------ Material ------

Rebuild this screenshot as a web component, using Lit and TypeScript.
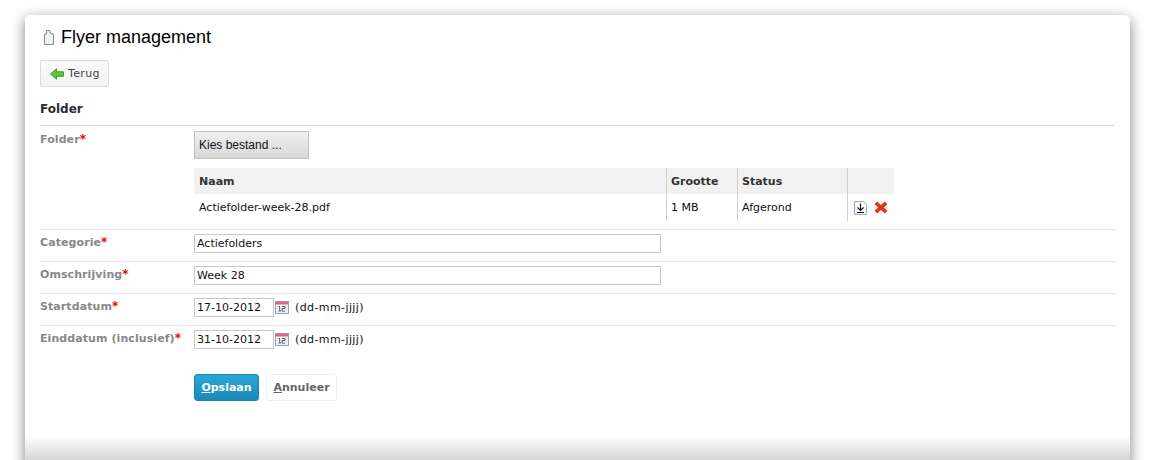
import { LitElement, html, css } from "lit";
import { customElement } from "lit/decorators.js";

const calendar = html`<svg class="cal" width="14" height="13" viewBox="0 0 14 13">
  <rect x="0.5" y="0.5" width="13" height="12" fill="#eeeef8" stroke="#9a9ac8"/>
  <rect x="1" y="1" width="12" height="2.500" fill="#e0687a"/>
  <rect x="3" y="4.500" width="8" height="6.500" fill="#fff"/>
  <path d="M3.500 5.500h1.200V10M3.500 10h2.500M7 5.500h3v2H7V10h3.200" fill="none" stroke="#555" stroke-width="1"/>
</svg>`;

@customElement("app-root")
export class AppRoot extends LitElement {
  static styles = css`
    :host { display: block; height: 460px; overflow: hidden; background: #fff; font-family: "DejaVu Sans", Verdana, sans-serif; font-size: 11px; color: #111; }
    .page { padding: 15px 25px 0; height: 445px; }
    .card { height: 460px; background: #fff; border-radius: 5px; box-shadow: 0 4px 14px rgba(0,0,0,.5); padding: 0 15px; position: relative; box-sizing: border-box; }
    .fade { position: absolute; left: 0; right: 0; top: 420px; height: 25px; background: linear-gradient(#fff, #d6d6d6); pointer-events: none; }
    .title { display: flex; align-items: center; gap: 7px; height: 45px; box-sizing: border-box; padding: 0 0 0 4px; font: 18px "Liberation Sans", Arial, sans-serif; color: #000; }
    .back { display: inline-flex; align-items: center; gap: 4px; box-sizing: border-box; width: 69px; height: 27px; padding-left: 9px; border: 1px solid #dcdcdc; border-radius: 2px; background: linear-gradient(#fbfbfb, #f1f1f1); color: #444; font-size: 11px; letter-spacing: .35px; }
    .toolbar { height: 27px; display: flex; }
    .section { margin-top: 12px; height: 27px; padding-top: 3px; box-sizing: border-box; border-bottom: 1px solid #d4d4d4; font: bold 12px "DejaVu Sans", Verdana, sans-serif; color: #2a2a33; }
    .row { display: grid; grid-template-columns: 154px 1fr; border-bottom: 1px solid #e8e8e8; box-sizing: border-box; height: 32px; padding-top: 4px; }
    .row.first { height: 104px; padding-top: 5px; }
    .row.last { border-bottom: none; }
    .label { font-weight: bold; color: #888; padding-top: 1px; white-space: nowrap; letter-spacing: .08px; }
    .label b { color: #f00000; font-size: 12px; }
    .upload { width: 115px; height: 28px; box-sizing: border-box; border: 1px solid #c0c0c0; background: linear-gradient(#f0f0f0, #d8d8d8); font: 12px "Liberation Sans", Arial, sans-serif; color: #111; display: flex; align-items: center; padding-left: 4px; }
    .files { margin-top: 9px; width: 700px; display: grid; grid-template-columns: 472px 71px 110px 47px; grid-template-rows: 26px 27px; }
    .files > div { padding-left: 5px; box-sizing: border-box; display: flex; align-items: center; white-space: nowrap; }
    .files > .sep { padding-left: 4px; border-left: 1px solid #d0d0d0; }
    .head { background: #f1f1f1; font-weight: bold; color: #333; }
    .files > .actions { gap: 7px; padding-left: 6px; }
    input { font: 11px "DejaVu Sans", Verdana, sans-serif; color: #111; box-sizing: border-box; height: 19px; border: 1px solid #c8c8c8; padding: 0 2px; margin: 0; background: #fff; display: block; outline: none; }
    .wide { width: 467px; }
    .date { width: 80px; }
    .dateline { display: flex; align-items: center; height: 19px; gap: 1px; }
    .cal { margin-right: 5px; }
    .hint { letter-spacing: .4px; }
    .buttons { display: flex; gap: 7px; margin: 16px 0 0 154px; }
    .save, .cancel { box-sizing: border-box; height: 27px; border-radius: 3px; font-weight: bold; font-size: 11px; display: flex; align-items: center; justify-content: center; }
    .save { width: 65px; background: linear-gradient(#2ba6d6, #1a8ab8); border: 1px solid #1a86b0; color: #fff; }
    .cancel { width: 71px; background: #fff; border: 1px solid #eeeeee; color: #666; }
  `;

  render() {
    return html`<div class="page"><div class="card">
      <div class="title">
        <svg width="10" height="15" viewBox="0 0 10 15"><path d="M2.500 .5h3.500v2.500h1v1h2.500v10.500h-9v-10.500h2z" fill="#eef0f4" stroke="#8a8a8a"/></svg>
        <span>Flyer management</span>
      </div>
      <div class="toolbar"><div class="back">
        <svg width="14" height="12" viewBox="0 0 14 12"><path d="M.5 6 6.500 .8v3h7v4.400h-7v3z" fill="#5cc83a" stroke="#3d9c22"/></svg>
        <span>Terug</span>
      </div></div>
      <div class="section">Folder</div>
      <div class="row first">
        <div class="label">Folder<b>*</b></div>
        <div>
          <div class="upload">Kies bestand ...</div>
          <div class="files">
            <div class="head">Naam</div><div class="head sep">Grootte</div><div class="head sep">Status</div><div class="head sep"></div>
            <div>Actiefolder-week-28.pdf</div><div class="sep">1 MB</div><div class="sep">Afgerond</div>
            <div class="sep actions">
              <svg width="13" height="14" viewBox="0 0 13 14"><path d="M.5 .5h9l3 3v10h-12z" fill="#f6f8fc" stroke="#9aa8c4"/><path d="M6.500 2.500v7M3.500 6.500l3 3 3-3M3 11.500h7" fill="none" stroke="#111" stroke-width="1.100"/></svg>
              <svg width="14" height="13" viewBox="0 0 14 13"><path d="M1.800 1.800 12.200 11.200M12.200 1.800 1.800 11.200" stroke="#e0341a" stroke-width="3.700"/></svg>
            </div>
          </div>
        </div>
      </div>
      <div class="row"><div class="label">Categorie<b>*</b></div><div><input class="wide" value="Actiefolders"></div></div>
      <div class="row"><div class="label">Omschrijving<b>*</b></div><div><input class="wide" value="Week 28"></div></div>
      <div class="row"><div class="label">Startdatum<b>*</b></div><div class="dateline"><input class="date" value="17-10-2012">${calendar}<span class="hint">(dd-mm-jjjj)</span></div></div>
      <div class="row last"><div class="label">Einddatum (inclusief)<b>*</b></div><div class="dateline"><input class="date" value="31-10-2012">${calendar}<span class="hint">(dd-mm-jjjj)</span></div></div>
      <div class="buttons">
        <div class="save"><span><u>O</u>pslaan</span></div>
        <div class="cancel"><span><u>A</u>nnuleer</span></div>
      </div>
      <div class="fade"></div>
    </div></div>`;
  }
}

------

--- Given task ---
Copy every line of the data exactly as written, excluding the pictures.

--- Answer ---
Rebuild this screenshot as a web component, using Lit and TypeScript.
import { LitElement, html, css } from "lit";
import { customElement } from "lit/decorators.js";

const calendar = html`<svg class="cal" width="14" height="13" viewBox="0 0 14 13">
  <rect x="0.5" y="0.5" width="13" height="12" fill="#eeeef8" stroke="#9a9ac8"/>
  <rect x="1" y="1" width="12" height="2.500" fill="#e0687a"/>
  <rect x="3" y="4.500" width="8" height="6.500" fill="#fff"/>
  <path d="M3.500 5.500h1.200V10M3.500 10h2.500M7 5.500h3v2H7V10h3.200" fill="none" stroke="#555" stroke-width="1"/>
</svg>`;

@customElement("app-root")
export class AppRoot extends LitElement {
  static styles = css`
    :host { display: block; height: 460px; overflow: hidden; background: #fff; font-family: "DejaVu Sans", Verdana, sans-serif; font-size: 11px; color: #111; }
    .page { padding: 15px 25px 0; height: 445px; }
    .card { height: 460px; background: #fff; border-radius: 5px; box-shadow: 0 4px 14px rgba(0,0,0,.5); padding: 0 15px; position: relative; box-sizing: border-box; }
    .fade { position: absolute; left: 0; right: 0; top: 420px; height: 25px; background: linear-gradient(#fff, #d6d6d6); pointer-events: none; }
    .title { display: flex; align-items: center; gap: 7px; height: 45px; box-sizing: border-box; padding: 0 0 0 4px; font: 18px "Liberation Sans", Arial, sans-serif; color: #000; }
    .back { display: inline-flex; align-items: center; gap: 4px; box-sizing: border-box; width: 69px; height: 27px; padding-left: 9px; border: 1px solid #dcdcdc; border-radius: 2px; background: linear-gradient(#fbfbfb, #f1f1f1); color: #444; font-size: 11px; letter-spacing: .35px; }
    .toolbar { height: 27px; display: flex; }
    .section { margin-top: 12px; height: 27px; padding-top: 3px; box-sizing: border-box; border-bottom: 1px solid #d4d4d4; font: bold 12px "DejaVu Sans", Verdana, sans-serif; color: #2a2a33; }
    .row { display: grid; grid-template-columns: 154px 1fr; border-bottom: 1px solid #e8e8e8; box-sizing: border-box; height: 32px; padding-top: 4px; }
    .row.first { height: 104px; padding-top: 5px; }
    .row.last { border-bottom: none; }
    .label { font-weight: bold; color: #888; padding-top: 1px; white-space: nowrap; letter-spacing: .08px; }
    .label b { color: #f00000; font-size: 12px; }
    .upload { width: 115px; height: 28px; box-sizing: border-box; border: 1px solid #c0c0c0; background: linear-gradient(#f0f0f0, #d8d8d8); font: 12px "Liberation Sans", Arial, sans-serif; color: #111; display: flex; align-items: center; padding-left: 4px; }
    .files { margin-top: 9px; width: 700px; display: grid; grid-template-columns: 472px 71px 110px 47px; grid-template-rows: 26px 27px; }
    .files > div { padding-left: 5px; box-sizing: border-box; display: flex; align-items: center; white-space: nowrap; }
    .files > .sep { padding-left: 4px; border-left: 1px solid #d0d0d0; }
    .head { background: #f1f1f1; font-weight: bold; color: #333; }
    .files > .actions { gap: 7px; padding-left: 6px; }
    input { font: 11px "DejaVu Sans", Verdana, sans-serif; color: #111; box-sizing: border-box; height: 19px; border: 1px solid #c8c8c8; padding: 0 2px; margin: 0; background: #fff; display: block; outline: none; }
    .wide { width: 467px; }
    .date { width: 80px; }
    .dateline { display: flex; align-items: center; height: 19px; gap: 1px; }
    .cal { margin-right: 5px; }
    .hint { letter-spacing: .4px; }
    .buttons { display: flex; gap: 7px; margin: 16px 0 0 154px; }
    .save, .cancel { box-sizing: border-box; height: 27px; border-radius: 3px; font-weight: bold; font-size: 11px; display: flex; align-items: center; justify-content: center; }
    .save { width: 65px; background: linear-gradient(#2ba6d6, #1a8ab8); border: 1px solid #1a86b0; color: #fff; }
    .cancel { width: 71px; background: #fff; border: 1px solid #eeeeee; color: #666; }
  `;

  render() {
    return html`<div class="page"><div class="card">
      <div class="title">
        <svg width="10" height="15" viewBox="0 0 10 15"><path d="M2.500 .5h3.500v2.500h1v1h2.500v10.500h-9v-10.500h2z" fill="#eef0f4" stroke="#8a8a8a"/></svg>
        <span>Flyer management</span>
      </div>
      <div class="toolbar"><div class="back">
        <svg width="14" height="12" viewBox="0 0 14 12"><path d="M.5 6 6.500 .8v3h7v4.400h-7v3z" fill="#5cc83a" stroke="#3d9c22"/></svg>
        <span>Terug</span>
      </div></div>
      <div class="section">Folder</div>
      <div class="row first">
        <div class="label">Folder<b>*</b></div>
        <div>
          <div class="upload">Kies bestand ...</div>
          <div class="files">
            <div class="head">Naam</div><div class="head sep">Grootte</div><div class="head sep">Status</div><div class="head sep"></div>
            <div>Actiefolder-week-28.pdf</div><div class="sep">1 MB</div><div class="sep">Afgerond</div>
            <div class="sep actions">
              <svg width="13" height="14" viewBox="0 0 13 14"><path d="M.5 .5h9l3 3v10h-12z" fill="#f6f8fc" stroke="#9aa8c4"/><path d="M6.500 2.500v7M3.500 6.500l3 3 3-3M3 11.500h7" fill="none" stroke="#111" stroke-width="1.100"/></svg>
              <svg width="14" height="13" viewBox="0 0 14 13"><path d="M1.800 1.800 12.200 11.200M12.200 1.800 1.800 11.200" stroke="#e0341a" stroke-width="3.700"/></svg>
            </div>
          </div>
        </div>
      </div>
      <div class="row"><div class="label">Categorie<b>*</b></div><div><input class="wide" value="Actiefolders"></div></div>
      <div class="row"><div class="label">Omschrijving<b>*</b></div><div><input class="wide" value="Week 28"></div></div>
      <div class="row"><div class="label">Startdatum<b>*</b></div><div class="dateline"><input class="date" value="17-10-2012">${calendar}<span class="hint">(dd-mm-jjjj)</span></div></div>
      <div class="row last"><div class="label">Einddatum (inclusief)<b>*</b></div><div class="dateline"><input class="date" value="31-10-2012">${calendar}<span class="hint">(dd-mm-jjjj)</span></div></div>
      <div class="buttons">
        <div class="save"><span><u>O</u>pslaan</span></div>
        <div class="cancel"><span><u>A</u>nnuleer</span></div>
      </div>
      <div class="fade"></div>
    </div></div>`;
  }
}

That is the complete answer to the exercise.